Do Unto Me... I must say I was not raised to "Do Unto Me." I constantly heard scripture spewed at me about it being much better to give than to receive. This is fine except when I neglect my basic needs - emotional, physical, psychological health - how can I be there for those who are dealing with matters of the heart, soul, and mind? If I am sad, I rob others of joy. If I am mad, I suck the life out of others. I must refocus my mind to ensure I work through my personal issues. Then, I can "Do Unto Others" appropriately with the adequate tools for success.
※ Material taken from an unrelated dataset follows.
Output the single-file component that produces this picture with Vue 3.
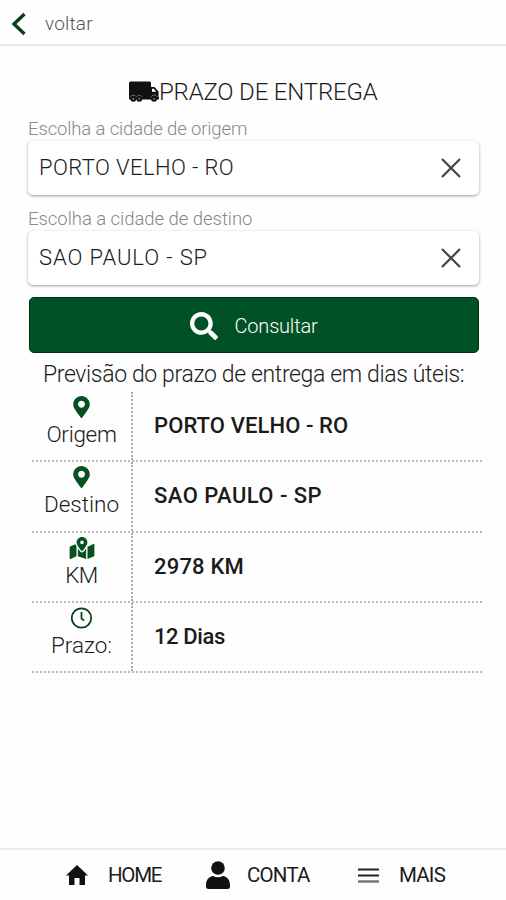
<script setup>
const fields = [
  { label: 'Escolha a cidade de origem', value: 'PORTO VELHO - RO', cls: 'origin' },
  { label: 'Escolha a cidade de destino', value: 'SAO PAULO - SP', cls: 'dest' },
]
const rows = [
  { icon: 'pin', label: 'Origem', value: 'PORTO VELHO - RO', cls: 'r-origin' },
  { icon: 'pin', label: 'Destino', value: 'SAO PAULO - SP', cls: 'r-dest' },
  { icon: 'map', label: 'KM', value: '2978 KM', cls: 'r-km' },
  { icon: 'clock', label: 'Prazo:', value: '12 Dias', cls: 'r-days' },
]
</script>

<template>
  <div class="screen">
    <header class="topbar">
      <svg class="back" viewBox="0 0 16 24"><path d="M13.500 2 3 12l10.500 10" /></svg>
      <span>voltar</span>
    </header>

    <main class="content">
      <h1 class="title">
        <svg class="truck" viewBox="0 0 30 22">
          <path d="M1.500 0.500H20.500a1.500 1.500 0 0 1 1.500 1.500V6H25.500L29.500 10.500v5.500h.5v2.500H1a1 1 0 0 1-1-1V2A1.500 1.500 0 0 1 1.500 0.500Z" />
          <path d="M23 7.800h1.800l2.400 3h-4.200z" fill="#fff" />
          <path d="M1.200 16.200a3.400 3.400 0 0 1 6.200 0 3.400 3.400 0 0 1 6 0M21.800 16.200a3.400 3.400 0 0 1 6.400 0" fill="none" stroke="#bbb" stroke-width="0.600" />
          <circle cx="4.300" cy="17.800" r="3" /><circle cx="10.300" cy="17.800" r="3" /><circle cx="25" cy="17.800" r="3" />
          <g fill="#999"><circle cx="4.300" cy="17.800" r="0.900" /><circle cx="10.300" cy="17.800" r="0.900" /><circle cx="25" cy="17.800" r="0.900" /></g>
        </svg>
        <span>PRAZO DE ENTREGA</span>
      </h1>

      <section v-for="f in fields" :key="f.label" class="field" :class="f.cls">
        <label>{{ f.label }}</label>
        <div class="input">
          <span>{{ f.value }}</span>
          <svg viewBox="0 0 20 20"><path d="M1 1 19 19M19 1 1 19" /></svg>
        </div>
      </section>

      <button class="submit">
        <svg viewBox="0 0 512 512"><path d="M505 442.700 405.300 343c-4.500-4.500-10.600-7-17-7H372c27.600-35.300 44-79.700 44-128C416 93.100 322.900 0 208 0S0 93.100 0 208s93.100 208 208 208c48.300 0 92.700-16.400 128-44v16.300c0 6.400 2.500 12.500 7 17l99.700 99.700c9.400 9.400 24.600 9.400 33.900 0l28.300-28.300c9.400-9.400 9.400-24.600.1-34zM208 336c-70.700 0-128-57.200-128-128 0-70.700 57.200-128 128-128 70.700 0 128 57.200 128 128 0 70.700-57.200 128-128 128z" /></svg>
        <span>Consultar</span>
      </button>

      <p class="forecast">Previsão do prazo de entrega em dias úteis:</p>

      <div class="table">
        <div v-for="r in rows" :key="r.label" class="row" :class="r.cls">
          <div class="key">
            <svg v-if="r.icon === 'pin'" class="pin" viewBox="0 0 384 512"><path d="M172.300 501.700C27 291 0 269.400 0 192 0 86 86 0 192 0s192 86 192 192c0 77.400-27 99-172.300 309.700-9.500 13.800-29.900 13.800-39.400 0zM192 272c44.200 0 80-35.800 80-80s-35.800-80-80-80-80 35.800-80 80 35.800 80 80 80z" /></svg>
            <svg v-else-if="r.icon === 'map'" class="map" viewBox="0 0 576 512"><path d="M288 0c-69.600 0-126 56.400-126 126 0 56.300 82.400 158.800 113.900 196a15.800 15.800 0 0 0 24.200 0C331.600 284.800 414 182.300 414 126 414 56.400 357.600 0 288 0zm0 168a42 42 0 1 1 0-84 42 42 0 0 1 0 84zM20.100 216A32 32 0 0 0 0 245.700v250.300c0 11.300 11.400 19.100 21.900 14.900L160 448V214.900a302 302 0 0 1-21.300-46.300zM288 359.700a47.800 47.800 0 0 1-36.600-17A763 763 0 0 1 192 266.500V448l192 64V266.500a762 762 0 0 1-59.400 76.200 47.800 47.800 0 0 1-36.600 17zm266.100-198.600L416 224v288l139.900-56A32 32 0 0 0 576 426.300V176a16 16 0 0 0-21.900-14.900z" /></svg>
            <svg v-else class="clock" viewBox="0 0 24 24"><circle cx="12" cy="12" r="10.600" /><path d="M12 5.500v7l3 2.300" /></svg>
            <span>{{ r.label }}</span>
          </div>
          <div class="val">{{ r.value }}</div>
        </div>
      </div>
    </main>

    <nav class="tabs">
      <a class="home">
        <svg viewBox="0 0 22 20"><path d="M11 0 22 10.500h-3V20h-5.500v-7h-5v7H3v-9.500H0z" /></svg><span>HOME</span>
      </a>
      <a class="account">
        <svg viewBox="0 0 24 28"><circle cx="12" cy="7" r="6.800" /><path d="M0 24c0-5 3-8.500 7-9 3 1.700 7 1.700 10 0 4 .5 7 4 7 9v1.500a2.500 2.500 0 0 1-2.500 2.500h-19A2.500 2.500 0 0 1 0 25.500z" /></svg><span>CONTA</span>
      </a>
      <a class="more">
        <svg viewBox="0 0 21 15"><path d="M0 1.500h21M0 7.500h21" stroke="#222" stroke-width="1.800" /><path d="M0 13.500h21" stroke="#777" stroke-width="2.500" /></svg><span>MAIS</span>
      </a>
    </nav>
  </div>
</template>

<style>
body {
  margin: 0;
  background: #fefefe;
}
</style>

<style scoped>
* {
  box-sizing: border-box;
}
.screen {
  height: 900px;
  display: flex;
  flex-direction: column;
  font-family: Roboto, "Liberation Sans", sans-serif;
  font-weight: 300;
  color: #1b1b1b;
  white-space: nowrap;
}
svg {
  display: block;
  flex: none;
}
.topbar {
  height: 46px;
  border-bottom: 2px solid #e8e8e8;
  display: flex;
  align-items: center;
  padding: 3px 0 0 11px;
  font-size: 19px;
  letter-spacing: 0.2px;
  color: #555;
}
.back {
  width: 16px;
  height: 24px;
  margin-right: 18px;
  fill: none;
  stroke: #073f16;
  stroke-width: 3.4;
}
.content {
  flex: 1;
  padding: 32px 24px 0 28px;
}
.title {
  margin: 0 0 12px 101px;
  height: 28px;
  display: flex;
  align-items: center;
  font-size: 24px;
  font-weight: 300;
  letter-spacing: -0.18px;
}
.truck {
  width: 30px;
  height: 22px;
  fill: #111;
}
.field {
  width: 451px;
  height: 90px;
}
.field label {
  display: block;
  height: 23px;
  line-height: 23px;
  font-size: 18.500px;
  letter-spacing: -0.13px;
  color: #888;
}
.dest label {
  letter-spacing: -0.04px;
}
.input {
  height: 54px;
  border-radius: 5px;
  background: #fff;
  box-shadow: 0 1px 3px rgba(0, 0, 0, 0.38);
  display: flex;
  align-items: center;
  justify-content: space-between;
  padding: 0 18px 2px 11px;
  font-size: 22px;
  letter-spacing: 0.4px;
}
.dest .input {
  letter-spacing: 0.9px;
}
.input svg {
  width: 20px;
  height: 20px;
  margin-top: 2px;
  fill: none;
  stroke: #444;
  stroke-width: 2.2;
}
.submit {
  display: flex;
  align-items: center;
  justify-content: center;
  width: 450px;
  height: 56px;
  margin: -1px 0 0 0.5px;
  padding: 1px 0 0;
  border: 1px solid #042e12;
  border-radius: 5px;
  background: #005226;
  color: #fff;
  font: inherit;
  font-size: 20px;
  letter-spacing: -0.2px;
}
.submit svg {
  width: 28px;
  height: 28px;
  margin-right: 17px;
  fill: #fff;
}
.forecast {
  margin: 8px 0 0 15px;
  height: 28px;
  line-height: 28px;
  font-size: 23px;
  letter-spacing: -0.36px;
}
.table {
  margin: 3px 0 0 4px;
  width: 450px;
}
.row {
  display: flex;
  height: 70.300px;
  border-bottom: 2px dotted #bbb;
}
.key {
  width: 101px;
  border-right: 2px dotted #aaa;
  display: flex;
  flex-direction: column;
  align-items: center;
  font-size: 22.500px;
  line-height: 30px;
}
.r-origin .key {
  letter-spacing: -0.3px;
}
.r-km .key {
  letter-spacing: -0.5px;
}
.key svg {
  height: 22px;
  margin: 4px 0 1px;
  fill: #07501f;
}
.pin {
  width: 17px;
}
.map {
  width: 26px;
}
.key .clock {
  width: 23px;
  fill: none;
  stroke: #07401b;
  stroke-width: 1.900;
}
.val {
  padding: 0 0 0 21px;
  line-height: 67px;
  font-size: 22px;
  font-weight: 500;
  letter-spacing: 0.1px;
}
.r-dest .val {
  letter-spacing: 0.45px;
}
.r-km .val {
  letter-spacing: 0.2px;
}
.r-days .val {
  letter-spacing: -0.4px;
}
.tabs {
  height: 52px;
  border-top: 2px solid #ececec;
  display: flex;
  padding-left: 66px;
  font-size: 20.500px;
  font-weight: 400;
  letter-spacing: -0.8px;
}
.tabs a {
  display: flex;
  align-items: center;
}
.tabs svg {
  fill: #111;
}
.home {
  width: 140px;
}
.tabs .home {
  letter-spacing: -1.3px;
}
.home svg {
  width: 22px;
  height: 20px;
  margin-right: 20px;
}
.account {
  width: 152px;
}
.account svg {
  width: 24px;
  height: 28px;
  margin-right: 17px;
}
.more svg {
  width: 21px;
  height: 15px;
  margin-right: 20px;
}
</style>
...As I Desire Others To Do Unto Me. This is a scary proposition. I have a vivid imagination and just the thought of waking each morning to deal with a constant angry or sad person is almost more than I can stand. Having people lashing out at me at every turn is maddening. Having everyone I come in contact with telling me sad stories or having sad spirits is enough to push me over the edge. That isn't a world I wish to exist in. Nothing in this world would be of value. Laughter would be extinct. Creativity would die. Loves would be lost.
What does all this mean? For me, it means self checks throughout the day. It also means to do my best to be a shining light in a seemingly dark world. I yearn for the sound of laughter, especially gut-busting laughter. I want to feel the soft touch of my boyfriend's hand on my face. I want to enjoy the change of seasons and appreciate that it is the renewal of life. When I can live like this, I will be a better person who will do compassionate and loving things for those around me.
It's giving a smile even when it may be hard but knowing I will brighten someone's day. It's encouraging a young person to strive for his or her best and appreciating their uniqueness. It's telling the truth even when it hurts and timing is inconvenient. Doing unto others is a brave ideology to under take.
Are you up to the challenge to really do unto others as your would hope, sometimes pray, they do unto you? Be brave and take the first step. You may be hurt, disappointed and sometimes disillusioned; but never give up but live up to your hopes and dreams.